··· THE DATA

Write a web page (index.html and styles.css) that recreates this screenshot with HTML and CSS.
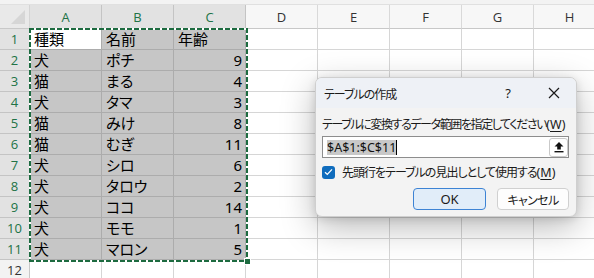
FILE: index.html
```html
<!DOCTYPE html>
<html lang="ja">
<head>
<meta charset="utf-8">
<title>テーブルの作成</title>
<link rel="stylesheet" href="styles.css">
</head>
<body>
<div class="app">
  <div class="topband"></div>
  <div class="sheet">
    <div class="corner"><span class="tri"></span></div>
    <div class="colhead sel">A</div>
    <div class="colhead sel">B</div>
    <div class="colhead sel">C</div>
    <div class="colhead">D</div>
    <div class="colhead">E</div>
    <div class="colhead">F</div>
    <div class="colhead">G</div>
    <div class="colhead">H</div>

    <div class="rowhead sel">1</div><div class="cell active">種類</div><div class="cell hl">名前</div><div class="cell hl">年齢</div><div class="cell"></div><div class="cell"></div><div class="cell"></div><div class="cell"></div><div class="cell"></div>
    <div class="rowhead sel">2</div><div class="cell hl">犬</div><div class="cell hl">ポチ</div><div class="cell hl num">9</div><div class="cell"></div><div class="cell"></div><div class="cell"></div><div class="cell"></div><div class="cell"></div>
    <div class="rowhead sel">3</div><div class="cell hl">猫</div><div class="cell hl">まる</div><div class="cell hl num">4</div><div class="cell"></div><div class="cell"></div><div class="cell"></div><div class="cell"></div><div class="cell"></div>
    <div class="rowhead sel">4</div><div class="cell hl">犬</div><div class="cell hl">タマ</div><div class="cell hl num">3</div><div class="cell"></div><div class="cell"></div><div class="cell"></div><div class="cell"></div><div class="cell"></div>
    <div class="rowhead sel">5</div><div class="cell hl">猫</div><div class="cell hl">みけ</div><div class="cell hl num">8</div><div class="cell"></div><div class="cell"></div><div class="cell"></div><div class="cell"></div><div class="cell"></div>
    <div class="rowhead sel">6</div><div class="cell hl">猫</div><div class="cell hl">むぎ</div><div class="cell hl num">11</div><div class="cell"></div><div class="cell"></div><div class="cell"></div><div class="cell"></div><div class="cell"></div>
    <div class="rowhead sel">7</div><div class="cell hl">犬</div><div class="cell hl">シロ</div><div class="cell hl num">6</div><div class="cell"></div><div class="cell"></div><div class="cell"></div><div class="cell"></div><div class="cell"></div>
    <div class="rowhead sel">8</div><div class="cell hl">犬</div><div class="cell hl">タロウ</div><div class="cell hl num">2</div><div class="cell"></div><div class="cell"></div><div class="cell"></div><div class="cell"></div><div class="cell"></div>
    <div class="rowhead sel">9</div><div class="cell hl">犬</div><div class="cell hl">ココ</div><div class="cell hl num">14</div><div class="cell"></div><div class="cell"></div><div class="cell"></div><div class="cell"></div><div class="cell"></div>
    <div class="rowhead sel">10</div><div class="cell hl">犬</div><div class="cell hl">モモ</div><div class="cell hl num">1</div><div class="cell"></div><div class="cell"></div><div class="cell"></div><div class="cell"></div><div class="cell"></div>
    <div class="rowhead sel">11</div><div class="cell hl">犬</div><div class="cell hl">マロン</div><div class="cell hl num">5</div><div class="cell"></div><div class="cell"></div><div class="cell"></div><div class="cell"></div><div class="cell"></div>
    <div class="rowhead">12</div><div class="cell"></div><div class="cell"></div><div class="cell"></div><div class="cell"></div><div class="cell"></div><div class="cell"></div><div class="cell"></div><div class="cell"></div>

    <div class="ants"><span class="handle"></span></div>
  </div>

  <div class="dialog">
    <div class="titlebar">
      <span class="title">テーブルの作成</span>
      <span class="help">?</span>
      <svg class="close" width="12" height="12" viewBox="0 0 12 12"><path d="M1 1L11 11M11 1L1 11" stroke="#1a1a1a" stroke-width="1.2" fill="none"/></svg>
    </div>
    <div class="dbody">
      <div class="label">テーブルに変換するデータ範囲を指定してください<span class="acc">(<u>W</u>)</span></div>
      <div class="rangebox">
        <span class="range">$A$1:$C$11</span><span class="caret"></span>
        <span class="pick">
          <svg width="12" height="12" viewBox="0 0 12 12"><path d="M6 1L1.5 5.5H4.2V8.5H7.8V5.5H10.5Z" fill="#111"/><rect x="1.5" y="10" width="9" height="1.4" fill="#111"/></svg>
        </span>
      </div>
      <div class="check">
        <span class="box"><svg width="9" height="8" viewBox="0 0 9 8"><path d="M1 4.2L3.3 6.4L8 1.4" stroke="#fff" stroke-width="1.3" fill="none"/></svg></span>
        <span class="cklabel">先頭行をテーブルの見出しとして使用する<span class="acc">(<u>M</u>)</span></span>
      </div>
      <div class="buttons">
        <span class="btn ok">OK</span>
        <span class="btn">キャンセル</span>
      </div>
    </div>
  </div>
</div>
</body>
</html>
```

FILE: styles.css
```css
body {margin: 0; background: #fff; font-family: "Noto Sans CJK JP", "Noto Sans", sans-serif;}
.app {position: relative; width: 594px; height: 278px; overflow: hidden; background: #fff;}
.topband {height: 5px; background: #f3f3f3; border-bottom: 1px solid #e0e0e0; box-sizing: border-box;}

.sheet {position: relative; display: grid; grid-template-columns: 30px repeat(8, 72px); grid-template-rows: 24px repeat(12, 21px);}
.corner {background: #e9e9e9; border-right: 1px solid #d4d4d4; border-bottom: 1px solid #c8c8c8; position: relative;}
.corner .tri {position: absolute; right: 4px; bottom: 4px; width: 0; height: 0; border-left: 14px solid transparent; border-bottom: 14px solid #d6d6d6;}
.colhead {background: #f7f7f7; border-right: 1px solid #d9d9d9; border-bottom: 1px solid #c8c8c8; font: 13px "Open Sans", "Noto Sans", sans-serif; color: #333; display: flex; align-items: center; justify-content: center;}
.colhead.sel {background: #e2e2e2; color: #217346; border-right-color: #c4c4c4;}
.rowhead {background: #f3f3f3; border-right: 1px solid #c8c8c8; border-bottom: 1px solid #d9d9d9; font: 13px "Open Sans", "Noto Sans", sans-serif; color: #333; display: flex; align-items: center; justify-content: center;}
.rowhead.sel {background: #e2e2e2; color: #217346; border-bottom-color: #c4c4c4;}
.cell {border-right: 1px solid #d6d6d6; border-bottom: 1px solid #d6d6d6; font-size: 15px; line-height: 20px; color: #000; padding-left: 4px; white-space: nowrap; font-feature-settings: "palt";}
.cell.hl {background: #c6c6c6; border-color: #acacac;}
.cell.active {background: #fff; border-color: #acacac;}
.cell.num {text-align: right; padding-left: 0; padding-right: 3px; font-family: "Noto Sans", sans-serif;}

.ants {position: absolute; left: 29px; top: 23px; width: 219px; height: 234px; box-sizing: border-box;
  background:
    repeating-linear-gradient(90deg, #1d6b40 0 5px, #fff 5px 7px) top left / 100% 2px no-repeat,
    repeating-linear-gradient(90deg, #1d6b40 0 5px, #fff 5px 7px) bottom left / 100% 2px no-repeat,
    repeating-linear-gradient(180deg, #1d6b40 0 5px, #fff 5px 7px) top left / 2px 100% no-repeat,
    repeating-linear-gradient(180deg, #1d6b40 0 5px, #fff 5px 7px) top right / 2px 100% no-repeat;}
.handle {position: absolute; right: -3px; bottom: -3px; width: 5px; height: 5px; background: #1d6b40; border: 1px solid #fff;}

.dialog {position: absolute; left: 315px; top: 77px; width: 262px; height: 140px; box-sizing: border-box; background: #f3f3f3; border: 1px solid #cfcfcf; border-radius: 7px; box-shadow: 0 10px 34px rgba(0,0,0,0.28), 0 2px 8px rgba(0,0,0,0.12); overflow: hidden; font-size: 12px; color: #1a1a1a; font-feature-settings: "palt";}
.titlebar {height: 30px; background: #eef1f6; display: flex; align-items: center; padding-left: 8px;}
.title {flex: 1; letter-spacing: -1px;}
.help {width: 12px; text-align: center; margin-right: 34px; font-family: "Noto Sans", sans-serif; font-size: 13px;}
.close {margin-right: 16px;}
.dbody {padding: 7px 6px 0 6px;}
.label {height: 17px; line-height: 17px; white-space: nowrap; letter-spacing: -1.4px;}
.acc {letter-spacing: 0; font-family: "Noto Sans", sans-serif; font-size: 12.5px;}
.acc u {text-decoration-thickness: 1px; text-underline-offset: 2px;}
.rangebox {margin-top: 4px; height: 22px; box-sizing: border-box; background: #fff; border: 1px solid #8d8d8d; display: flex; align-items: center; padding-left: 4px; margin-right: 1px;}
.range {background: #c8c8c8; font: 12.5px "Noto Sans", sans-serif; line-height: 15px; color: #111;}
.caret {width: 1px; height: 15px; background: #000;}
.pick {margin-left: auto; width: 19px; height: 19px; box-sizing: border-box; background: #fff; border: 1px solid #c9c9c9; border-radius: 3px; display: flex; align-items: center; justify-content: center;}
.check {margin-top: 7px; display: flex; align-items: center; gap: 7px; height: 14px; white-space: nowrap;}
.cklabel {letter-spacing: -1px;}
.box {width: 13px; height: 13px; background: #0f6cbd; border-radius: 3px; display: flex; align-items: center; justify-content: center;}
.buttons {display: flex; justify-content: flex-end; gap: 11px; margin-top: 9px; margin-right: 1px;}
.btn {width: 72px; height: 22px; box-sizing: border-box; border: 1px solid #d0d0d0; border-radius: 4px; background: #fdfdfd; display: flex; align-items: center; justify-content: center; font-size: 12px; letter-spacing: -0.6px;}
.btn.ok {width: 73px; background: #e1edf9; border-color: #3d83d4; font-family: "Noto Sans", sans-serif; font-size: 13px; letter-spacing: 0;}
```
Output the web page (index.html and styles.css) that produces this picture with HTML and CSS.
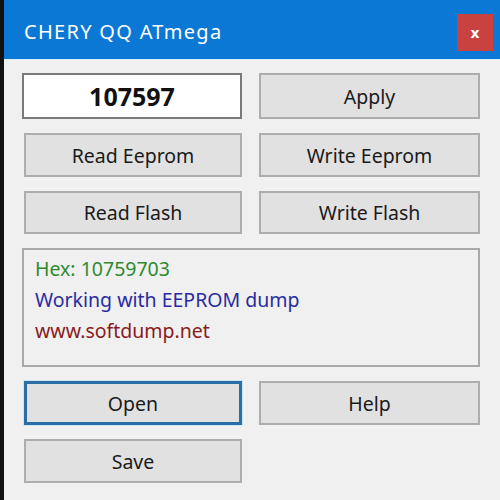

······

Among the lines of the records above, count those holding the string "this", and report only the number.

**COMPLETED TASK**
2